### Given data

──────────

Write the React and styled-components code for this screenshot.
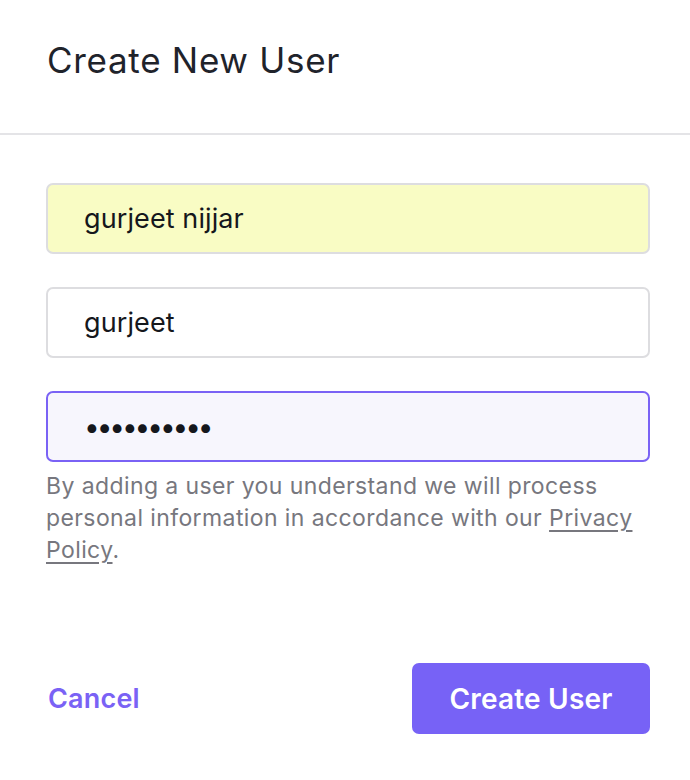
import React from "react";
import styled, { createGlobalStyle } from "styled-components";

const Global = createGlobalStyle`
  html, body { margin: 0; padding: 0; background: #fff; }
  body { font-family: Inter, "Noto Sans", sans-serif; -webkit-font-smoothing: antialiased; }
  * { box-sizing: border-box; }
`;

const Dialog = styled.div`
  width: 690px;
  height: 780px;
  background: #fff;
  display: flex;
  flex-direction: column;
`;

const Header = styled.header`
  height: 135px;
  padding: 0 47px;
  display: flex;
  align-items: center;
  padding-bottom: 13px;
  border-bottom: 2px solid #e4e4e7;
`;

const Title = styled.h1`
  margin: 0;
  font-size: 35px;
  font-weight: 400;
  color: #1f232b;
  letter-spacing: 0.7px;
`;

const Body = styled.div`
  padding: 48px 40px 0 46px;
  display: flex;
  flex-direction: column;
`;

const Fields = styled.div`
  display: flex;
  flex-direction: column;
  gap: 33px;
`;

const Input = styled.input`
  width: 604px;
  height: 71px;
  padding: 0 36px;
  border: 2px solid ${(p) => (p.$focused ? "#7a62f5" : "#dddde0")};
  border-radius: 7px;
  background: ${(p) => (p.$autofill ? "#f9fcc4" : p.$focused ? "#f7f6fd" : "#fff")};
  font-family: Inter, "Noto Sans", sans-serif;
  font-size: ${(p) => (p.type === "password" ? "28px" : "27px")};
  color: #15171c;
  outline: none;
  letter-spacing: ${(p) => (p.type === "password" ? "-3.1px" : "0.1px")};
`;

const Help = styled.p`
  margin: 8px 0 0;
  width: 604px;
  font-size: 23px;
  line-height: 32px;
  letter-spacing: 0.4px;
  color: #77777e;
`;

const Link = styled.a`
  color: #77777e;
  text-decoration: underline;
  text-underline-offset: 4px;
`;

const Footer = styled.div`
  margin-top: auto;
  padding: 0 40px 46px 46px;
  display: flex;
  align-items: center;
  justify-content: space-between;
`;

const CancelButton = styled.button`
  background: none;
  border: none;
  padding: 0 2px;
  font-family: Inter, "Noto Sans", sans-serif;
  font-size: 27px;
  font-weight: 600;
  letter-spacing: 0.2px;
  color: #7a62f5;
  cursor: pointer;
`;

const PrimaryButton = styled.button`
  width: 238px;
  height: 71px;
  border: none;
  border-radius: 7px;
  background: #7762f6;
  color: #fff;
  font-family: Inter, "Noto Sans", sans-serif;
  font-size: 28px;
  font-weight: 600;
  letter-spacing: 0.2px;
  cursor: pointer;
`;

export default function App() {
  return (
    <>
      <Global />
      <Dialog>
        <Header>
          <Title>Create New User</Title>
        </Header>
        <Body>
          <Fields>
            <Input $autofill defaultValue="gurjeet nijjar" />
            <Input defaultValue="gurjeet" />
            <Input $focused type="password" defaultValue="gurjeet123" />
          </Fields>
          <Help>
            By adding a user you understand we will process personal information in accordance with our{" "}
            <Link href="#">Privacy Policy</Link>.
          </Help>
        </Body>
        <Footer>
          <CancelButton>Cancel</CancelButton>
          <PrimaryButton>Create User</PrimaryButton>
        </Footer>
      </Dialog>
    </>
  );
}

──────────

### Exercise
Copy the whole listing above word for word but do not carry over the pictures.

### Solution for this task
Write the React and styled-components code for this screenshot.
import React from "react";
import styled, { createGlobalStyle } from "styled-components";

const Global = createGlobalStyle`
  html, body { margin: 0; padding: 0; background: #fff; }
  body { font-family: Inter, "Noto Sans", sans-serif; -webkit-font-smoothing: antialiased; }
  * { box-sizing: border-box; }
`;

const Dialog = styled.div`
  width: 690px;
  height: 780px;
  background: #fff;
  display: flex;
  flex-direction: column;
`;

const Header = styled.header`
  height: 135px;
  padding: 0 47px;
  display: flex;
  align-items: center;
  padding-bottom: 13px;
  border-bottom: 2px solid #e4e4e7;
`;

const Title = styled.h1`
  margin: 0;
  font-size: 35px;
  font-weight: 400;
  color: #1f232b;
  letter-spacing: 0.7px;
`;

const Body = styled.div`
  padding: 48px 40px 0 46px;
  display: flex;
  flex-direction: column;
`;

const Fields = styled.div`
  display: flex;
  flex-direction: column;
  gap: 33px;
`;

const Input = styled.input`
  width: 604px;
  height: 71px;
  padding: 0 36px;
  border: 2px solid ${(p) => (p.$focused ? "#7a62f5" : "#dddde0")};
  border-radius: 7px;
  background: ${(p) => (p.$autofill ? "#f9fcc4" : p.$focused ? "#f7f6fd" : "#fff")};
  font-family: Inter, "Noto Sans", sans-serif;
  font-size: ${(p) => (p.type === "password" ? "28px" : "27px")};
  color: #15171c;
  outline: none;
  letter-spacing: ${(p) => (p.type === "password" ? "-3.1px" : "0.1px")};
`;

const Help = styled.p`
  margin: 8px 0 0;
  width: 604px;
  font-size: 23px;
  line-height: 32px;
  letter-spacing: 0.4px;
  color: #77777e;
`;

const Link = styled.a`
  color: #77777e;
  text-decoration: underline;
  text-underline-offset: 4px;
`;

const Footer = styled.div`
  margin-top: auto;
  padding: 0 40px 46px 46px;
  display: flex;
  align-items: center;
  justify-content: space-between;
`;

const CancelButton = styled.button`
  background: none;
  border: none;
  padding: 0 2px;
  font-family: Inter, "Noto Sans", sans-serif;
  font-size: 27px;
  font-weight: 600;
  letter-spacing: 0.2px;
  color: #7a62f5;
  cursor: pointer;
`;

const PrimaryButton = styled.button`
  width: 238px;
  height: 71px;
  border: none;
  border-radius: 7px;
  background: #7762f6;
  color: #fff;
  font-family: Inter, "Noto Sans", sans-serif;
  font-size: 28px;
  font-weight: 600;
  letter-spacing: 0.2px;
  cursor: pointer;
`;

export default function App() {
  return (
    <>
      <Global />
      <Dialog>
        <Header>
          <Title>Create New User</Title>
        </Header>
        <Body>
          <Fields>
            <Input $autofill defaultValue="gurjeet nijjar" />
            <Input defaultValue="gurjeet" />
            <Input $focused type="password" defaultValue="gurjeet123" />
          </Fields>
          <Help>
            By adding a user you understand we will process personal information in accordance with our{" "}
            <Link href="#">Privacy Policy</Link>.
          </Help>
        </Body>
        <Footer>
          <CancelButton>Cancel</CancelButton>
          <PrimaryButton>Create User</PrimaryButton>
        </Footer>
      </Dialog>
    </>
  );
}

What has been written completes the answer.